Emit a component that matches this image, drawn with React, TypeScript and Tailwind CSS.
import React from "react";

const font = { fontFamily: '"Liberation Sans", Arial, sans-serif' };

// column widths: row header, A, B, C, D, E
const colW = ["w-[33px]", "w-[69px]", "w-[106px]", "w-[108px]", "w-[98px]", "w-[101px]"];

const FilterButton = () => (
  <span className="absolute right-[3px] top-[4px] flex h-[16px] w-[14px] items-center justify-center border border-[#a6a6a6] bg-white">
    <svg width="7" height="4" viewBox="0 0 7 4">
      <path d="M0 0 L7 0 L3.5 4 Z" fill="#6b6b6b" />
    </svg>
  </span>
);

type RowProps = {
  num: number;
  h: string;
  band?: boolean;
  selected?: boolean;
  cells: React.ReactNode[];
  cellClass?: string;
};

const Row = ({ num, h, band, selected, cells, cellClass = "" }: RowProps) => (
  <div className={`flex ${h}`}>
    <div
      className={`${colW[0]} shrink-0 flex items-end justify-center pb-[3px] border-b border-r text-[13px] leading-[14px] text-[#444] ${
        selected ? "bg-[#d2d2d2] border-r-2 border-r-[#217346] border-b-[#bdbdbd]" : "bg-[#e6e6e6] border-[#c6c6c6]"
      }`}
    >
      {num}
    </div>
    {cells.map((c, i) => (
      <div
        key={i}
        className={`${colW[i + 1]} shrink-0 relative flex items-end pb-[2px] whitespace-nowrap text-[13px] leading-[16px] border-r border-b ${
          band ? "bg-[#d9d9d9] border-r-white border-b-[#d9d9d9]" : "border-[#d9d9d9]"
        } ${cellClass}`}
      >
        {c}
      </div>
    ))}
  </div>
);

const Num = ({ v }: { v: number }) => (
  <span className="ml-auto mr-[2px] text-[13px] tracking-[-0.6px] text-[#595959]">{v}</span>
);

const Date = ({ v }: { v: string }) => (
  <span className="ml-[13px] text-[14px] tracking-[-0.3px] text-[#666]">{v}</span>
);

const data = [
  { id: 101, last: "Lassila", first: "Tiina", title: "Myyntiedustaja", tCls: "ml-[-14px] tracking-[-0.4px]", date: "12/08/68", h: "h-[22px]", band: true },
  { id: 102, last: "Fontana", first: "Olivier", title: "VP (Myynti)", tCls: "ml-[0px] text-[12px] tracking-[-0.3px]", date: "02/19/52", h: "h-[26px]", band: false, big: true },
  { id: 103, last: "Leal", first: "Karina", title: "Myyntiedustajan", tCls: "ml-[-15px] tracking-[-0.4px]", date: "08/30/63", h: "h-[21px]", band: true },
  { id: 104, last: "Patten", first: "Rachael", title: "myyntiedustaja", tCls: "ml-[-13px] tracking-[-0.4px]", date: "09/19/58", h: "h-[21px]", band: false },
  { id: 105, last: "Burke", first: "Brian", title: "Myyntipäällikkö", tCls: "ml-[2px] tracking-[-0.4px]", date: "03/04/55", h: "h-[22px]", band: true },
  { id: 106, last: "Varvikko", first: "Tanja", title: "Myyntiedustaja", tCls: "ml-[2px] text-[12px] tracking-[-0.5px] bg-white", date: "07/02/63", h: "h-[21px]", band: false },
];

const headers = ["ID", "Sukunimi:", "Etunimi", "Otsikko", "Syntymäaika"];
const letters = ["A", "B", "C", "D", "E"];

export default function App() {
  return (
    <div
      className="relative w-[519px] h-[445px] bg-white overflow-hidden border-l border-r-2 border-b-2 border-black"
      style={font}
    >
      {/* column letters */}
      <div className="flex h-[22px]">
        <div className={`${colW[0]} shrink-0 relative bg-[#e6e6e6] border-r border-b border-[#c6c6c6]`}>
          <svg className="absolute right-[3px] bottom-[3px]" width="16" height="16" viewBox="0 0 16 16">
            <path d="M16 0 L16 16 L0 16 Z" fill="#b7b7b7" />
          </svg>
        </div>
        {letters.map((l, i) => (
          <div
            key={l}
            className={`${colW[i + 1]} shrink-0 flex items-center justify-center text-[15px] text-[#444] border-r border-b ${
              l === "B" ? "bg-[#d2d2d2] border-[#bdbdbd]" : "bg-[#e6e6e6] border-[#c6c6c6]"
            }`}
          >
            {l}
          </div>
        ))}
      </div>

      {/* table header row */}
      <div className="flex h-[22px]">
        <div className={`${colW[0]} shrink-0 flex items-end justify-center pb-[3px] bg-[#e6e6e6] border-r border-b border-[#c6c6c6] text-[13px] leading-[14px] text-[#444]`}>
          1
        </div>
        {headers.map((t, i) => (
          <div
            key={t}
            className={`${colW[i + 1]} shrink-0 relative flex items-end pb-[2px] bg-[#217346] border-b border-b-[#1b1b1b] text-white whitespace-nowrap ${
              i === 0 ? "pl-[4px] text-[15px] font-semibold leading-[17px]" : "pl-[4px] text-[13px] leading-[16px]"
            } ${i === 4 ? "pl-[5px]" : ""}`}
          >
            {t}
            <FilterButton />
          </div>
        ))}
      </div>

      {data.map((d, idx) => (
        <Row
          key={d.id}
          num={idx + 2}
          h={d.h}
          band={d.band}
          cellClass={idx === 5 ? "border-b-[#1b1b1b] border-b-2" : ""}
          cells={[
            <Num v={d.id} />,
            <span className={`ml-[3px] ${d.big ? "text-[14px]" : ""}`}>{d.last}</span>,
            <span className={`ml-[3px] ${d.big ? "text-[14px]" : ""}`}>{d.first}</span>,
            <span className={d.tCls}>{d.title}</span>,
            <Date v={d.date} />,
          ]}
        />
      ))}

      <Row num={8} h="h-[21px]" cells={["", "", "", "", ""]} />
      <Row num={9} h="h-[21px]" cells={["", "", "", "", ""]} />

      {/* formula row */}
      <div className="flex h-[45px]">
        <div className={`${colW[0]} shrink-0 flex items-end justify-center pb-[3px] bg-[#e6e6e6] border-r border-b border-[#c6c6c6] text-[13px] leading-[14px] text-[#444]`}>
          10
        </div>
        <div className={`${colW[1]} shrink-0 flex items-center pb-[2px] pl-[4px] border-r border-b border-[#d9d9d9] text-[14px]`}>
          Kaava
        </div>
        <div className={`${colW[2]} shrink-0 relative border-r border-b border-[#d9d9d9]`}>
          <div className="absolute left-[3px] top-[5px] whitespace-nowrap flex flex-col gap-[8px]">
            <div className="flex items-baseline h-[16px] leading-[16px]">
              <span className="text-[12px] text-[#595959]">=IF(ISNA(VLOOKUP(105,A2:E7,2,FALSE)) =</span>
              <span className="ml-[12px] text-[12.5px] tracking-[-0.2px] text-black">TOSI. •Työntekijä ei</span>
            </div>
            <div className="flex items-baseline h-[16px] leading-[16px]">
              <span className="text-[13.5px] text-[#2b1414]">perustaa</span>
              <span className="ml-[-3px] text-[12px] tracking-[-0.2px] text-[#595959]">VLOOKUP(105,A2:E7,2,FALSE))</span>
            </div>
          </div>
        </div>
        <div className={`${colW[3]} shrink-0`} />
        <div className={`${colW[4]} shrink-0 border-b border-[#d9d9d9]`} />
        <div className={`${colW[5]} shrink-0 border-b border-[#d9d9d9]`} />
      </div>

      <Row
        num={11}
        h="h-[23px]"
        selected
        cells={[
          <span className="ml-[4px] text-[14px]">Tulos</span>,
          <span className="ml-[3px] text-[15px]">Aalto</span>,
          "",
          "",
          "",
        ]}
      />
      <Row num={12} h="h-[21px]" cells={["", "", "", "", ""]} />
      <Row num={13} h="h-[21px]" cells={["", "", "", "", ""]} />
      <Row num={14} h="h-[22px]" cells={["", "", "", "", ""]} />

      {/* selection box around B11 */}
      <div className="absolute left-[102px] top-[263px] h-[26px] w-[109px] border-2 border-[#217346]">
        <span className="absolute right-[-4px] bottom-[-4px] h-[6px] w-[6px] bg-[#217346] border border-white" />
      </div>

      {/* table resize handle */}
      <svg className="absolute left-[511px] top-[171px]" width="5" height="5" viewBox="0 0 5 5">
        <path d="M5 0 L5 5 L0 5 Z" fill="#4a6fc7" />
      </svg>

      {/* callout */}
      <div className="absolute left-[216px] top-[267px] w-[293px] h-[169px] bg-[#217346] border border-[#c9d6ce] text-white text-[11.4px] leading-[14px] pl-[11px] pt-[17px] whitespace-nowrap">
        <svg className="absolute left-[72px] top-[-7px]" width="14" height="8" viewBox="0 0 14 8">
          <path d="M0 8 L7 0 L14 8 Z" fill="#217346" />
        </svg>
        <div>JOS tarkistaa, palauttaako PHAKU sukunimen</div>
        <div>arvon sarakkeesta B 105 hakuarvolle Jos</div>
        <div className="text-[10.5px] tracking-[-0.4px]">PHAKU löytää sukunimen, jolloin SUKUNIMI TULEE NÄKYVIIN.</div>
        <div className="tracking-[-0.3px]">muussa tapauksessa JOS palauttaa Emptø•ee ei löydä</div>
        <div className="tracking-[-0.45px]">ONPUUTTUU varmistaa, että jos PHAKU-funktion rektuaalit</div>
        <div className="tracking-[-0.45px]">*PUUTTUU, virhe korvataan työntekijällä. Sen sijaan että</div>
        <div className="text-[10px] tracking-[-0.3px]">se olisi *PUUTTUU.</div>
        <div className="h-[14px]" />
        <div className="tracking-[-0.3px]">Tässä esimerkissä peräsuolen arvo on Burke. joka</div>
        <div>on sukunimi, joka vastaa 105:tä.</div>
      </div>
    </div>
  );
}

- **Prompt**
Only lines with the word "React" should be collected from the material.

- **The reply**
Emit a component that matches this image, drawn with React, TypeScript and Tailwind CSS.
import React from "react";
  cells: React.ReactNode[];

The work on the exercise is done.